**Dataset extract:**
○ ○ ○ ○ ○
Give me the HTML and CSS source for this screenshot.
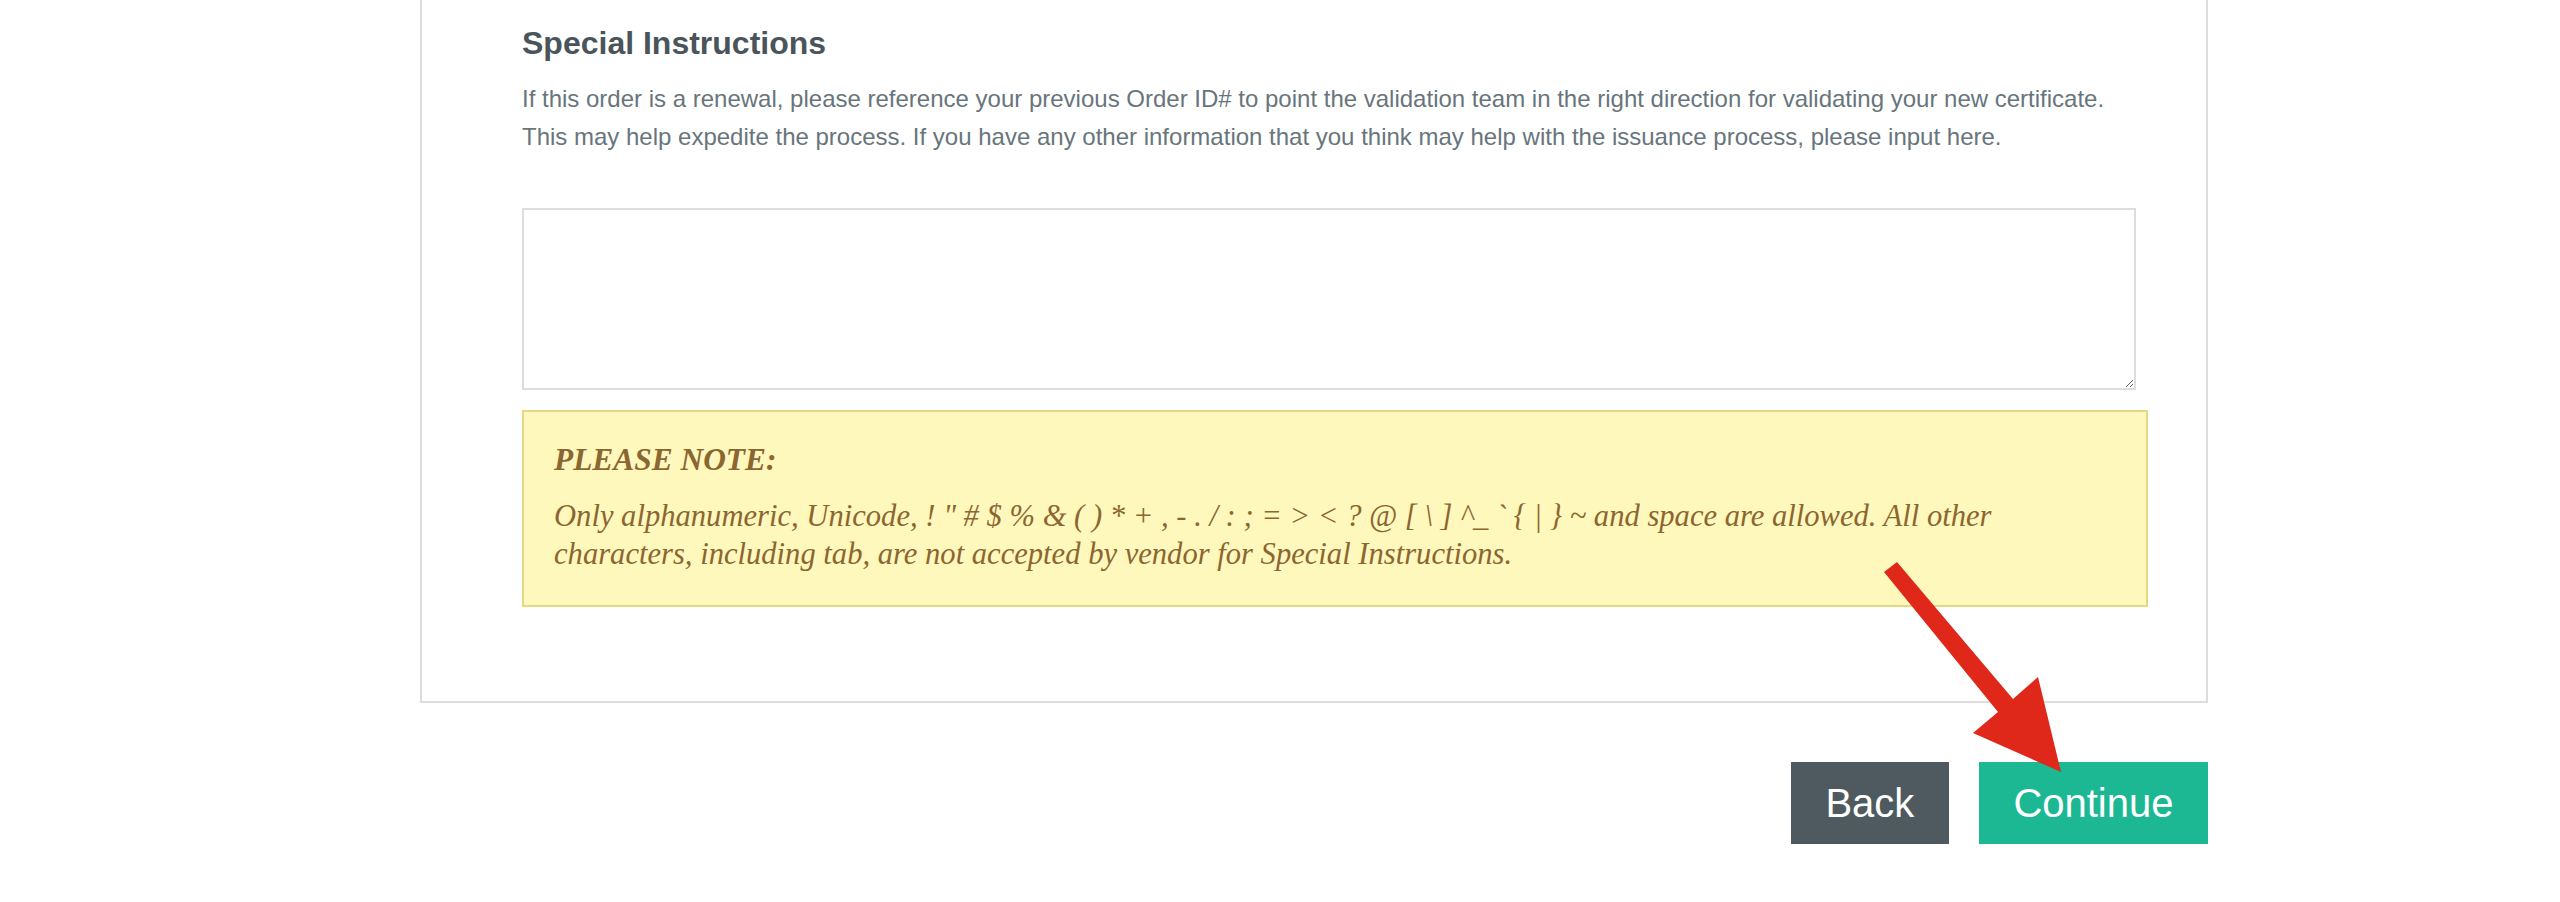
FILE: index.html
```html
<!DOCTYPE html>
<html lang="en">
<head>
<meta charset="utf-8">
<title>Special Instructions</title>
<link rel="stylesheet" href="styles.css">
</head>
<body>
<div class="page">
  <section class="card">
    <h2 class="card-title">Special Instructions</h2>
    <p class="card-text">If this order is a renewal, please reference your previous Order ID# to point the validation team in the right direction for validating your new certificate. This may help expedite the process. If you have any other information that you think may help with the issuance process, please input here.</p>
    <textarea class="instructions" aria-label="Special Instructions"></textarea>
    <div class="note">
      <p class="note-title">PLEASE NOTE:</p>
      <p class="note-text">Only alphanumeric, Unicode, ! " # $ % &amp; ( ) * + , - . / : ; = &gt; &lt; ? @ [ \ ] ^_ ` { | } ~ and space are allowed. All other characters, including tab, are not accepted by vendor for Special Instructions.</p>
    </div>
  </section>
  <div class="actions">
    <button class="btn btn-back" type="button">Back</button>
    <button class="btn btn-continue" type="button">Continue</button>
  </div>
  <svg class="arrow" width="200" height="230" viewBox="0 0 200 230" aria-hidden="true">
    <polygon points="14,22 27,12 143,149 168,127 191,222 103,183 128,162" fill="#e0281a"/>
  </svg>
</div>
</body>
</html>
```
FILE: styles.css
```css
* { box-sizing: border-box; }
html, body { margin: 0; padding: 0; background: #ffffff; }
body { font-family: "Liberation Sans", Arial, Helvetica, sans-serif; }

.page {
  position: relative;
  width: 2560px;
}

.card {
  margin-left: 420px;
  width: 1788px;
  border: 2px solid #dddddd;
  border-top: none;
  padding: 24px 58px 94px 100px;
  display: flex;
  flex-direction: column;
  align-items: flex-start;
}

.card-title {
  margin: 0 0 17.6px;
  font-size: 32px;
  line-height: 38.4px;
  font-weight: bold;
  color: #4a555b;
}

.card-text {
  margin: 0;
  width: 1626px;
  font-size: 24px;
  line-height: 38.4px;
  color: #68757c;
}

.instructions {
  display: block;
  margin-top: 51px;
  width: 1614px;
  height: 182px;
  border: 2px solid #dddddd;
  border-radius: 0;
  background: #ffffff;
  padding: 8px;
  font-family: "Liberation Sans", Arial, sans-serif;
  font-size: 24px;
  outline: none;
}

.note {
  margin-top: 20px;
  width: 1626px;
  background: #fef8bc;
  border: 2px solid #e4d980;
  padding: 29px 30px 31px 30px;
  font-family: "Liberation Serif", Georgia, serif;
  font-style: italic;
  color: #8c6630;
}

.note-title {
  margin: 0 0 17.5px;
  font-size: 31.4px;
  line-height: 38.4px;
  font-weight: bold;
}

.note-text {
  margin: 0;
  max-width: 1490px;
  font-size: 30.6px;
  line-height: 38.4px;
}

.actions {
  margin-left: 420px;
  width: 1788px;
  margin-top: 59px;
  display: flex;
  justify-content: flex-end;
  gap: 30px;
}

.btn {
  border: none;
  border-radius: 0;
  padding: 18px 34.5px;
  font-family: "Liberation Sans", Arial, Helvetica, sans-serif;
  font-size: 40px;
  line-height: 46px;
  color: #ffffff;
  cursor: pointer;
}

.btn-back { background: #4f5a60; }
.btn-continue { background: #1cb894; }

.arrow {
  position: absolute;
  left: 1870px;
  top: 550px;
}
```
○ ○ ○ ○ ○
**Exercise details:** Reproduce every line of the material precisely, omitting its pictures.

**Answer to this problem:**
Give me the HTML and CSS source for this screenshot.
FILE: index.html
```html
<!DOCTYPE html>
<html lang="en">
<head>
<meta charset="utf-8">
<title>Special Instructions</title>
<link rel="stylesheet" href="styles.css">
</head>
<body>
<div class="page">
  <section class="card">
    <h2 class="card-title">Special Instructions</h2>
    <p class="card-text">If this order is a renewal, please reference your previous Order ID# to point the validation team in the right direction for validating your new certificate. This may help expedite the process. If you have any other information that you think may help with the issuance process, please input here.</p>
    <textarea class="instructions" aria-label="Special Instructions"></textarea>
    <div class="note">
      <p class="note-title">PLEASE NOTE:</p>
      <p class="note-text">Only alphanumeric, Unicode, ! " # $ % &amp; ( ) * + , - . / : ; = &gt; &lt; ? @ [ \ ] ^_ ` { | } ~ and space are allowed. All other characters, including tab, are not accepted by vendor for Special Instructions.</p>
    </div>
  </section>
  <div class="actions">
    <button class="btn btn-back" type="button">Back</button>
    <button class="btn btn-continue" type="button">Continue</button>
  </div>
  <svg class="arrow" width="200" height="230" viewBox="0 0 200 230" aria-hidden="true">
    <polygon points="14,22 27,12 143,149 168,127 191,222 103,183 128,162" fill="#e0281a"/>
  </svg>
</div>
</body>
</html>
```
FILE: styles.css
```css
* { box-sizing: border-box; }
html, body { margin: 0; padding: 0; background: #ffffff; }
body { font-family: "Liberation Sans", Arial, Helvetica, sans-serif; }

.page {
  position: relative;
  width: 2560px;
}

.card {
  margin-left: 420px;
  width: 1788px;
  border: 2px solid #dddddd;
  border-top: none;
  padding: 24px 58px 94px 100px;
  display: flex;
  flex-direction: column;
  align-items: flex-start;
}

.card-title {
  margin: 0 0 17.6px;
  font-size: 32px;
  line-height: 38.4px;
  font-weight: bold;
  color: #4a555b;
}

.card-text {
  margin: 0;
  width: 1626px;
  font-size: 24px;
  line-height: 38.4px;
  color: #68757c;
}

.instructions {
  display: block;
  margin-top: 51px;
  width: 1614px;
  height: 182px;
  border: 2px solid #dddddd;
  border-radius: 0;
  background: #ffffff;
  padding: 8px;
  font-family: "Liberation Sans", Arial, sans-serif;
  font-size: 24px;
  outline: none;
}

.note {
  margin-top: 20px;
  width: 1626px;
  background: #fef8bc;
  border: 2px solid #e4d980;
  padding: 29px 30px 31px 30px;
  font-family: "Liberation Serif", Georgia, serif;
  font-style: italic;
  color: #8c6630;
}

.note-title {
  margin: 0 0 17.5px;
  font-size: 31.4px;
  line-height: 38.4px;
  font-weight: bold;
}

.note-text {
  margin: 0;
  max-width: 1490px;
  font-size: 30.6px;
  line-height: 38.4px;
}

.actions {
  margin-left: 420px;
  width: 1788px;
  margin-top: 59px;
  display: flex;
  justify-content: flex-end;
  gap: 30px;
}

.btn {
  border: none;
  border-radius: 0;
  padding: 18px 34.5px;
  font-family: "Liberation Sans", Arial, Helvetica, sans-serif;
  font-size: 40px;
  line-height: 46px;
  color: #ffffff;
  cursor: pointer;
}

.btn-back { background: #4f5a60; }
.btn-continue { background: #1cb894; }

.arrow {
  position: absolute;
  left: 1870px;
  top: 550px;
}
```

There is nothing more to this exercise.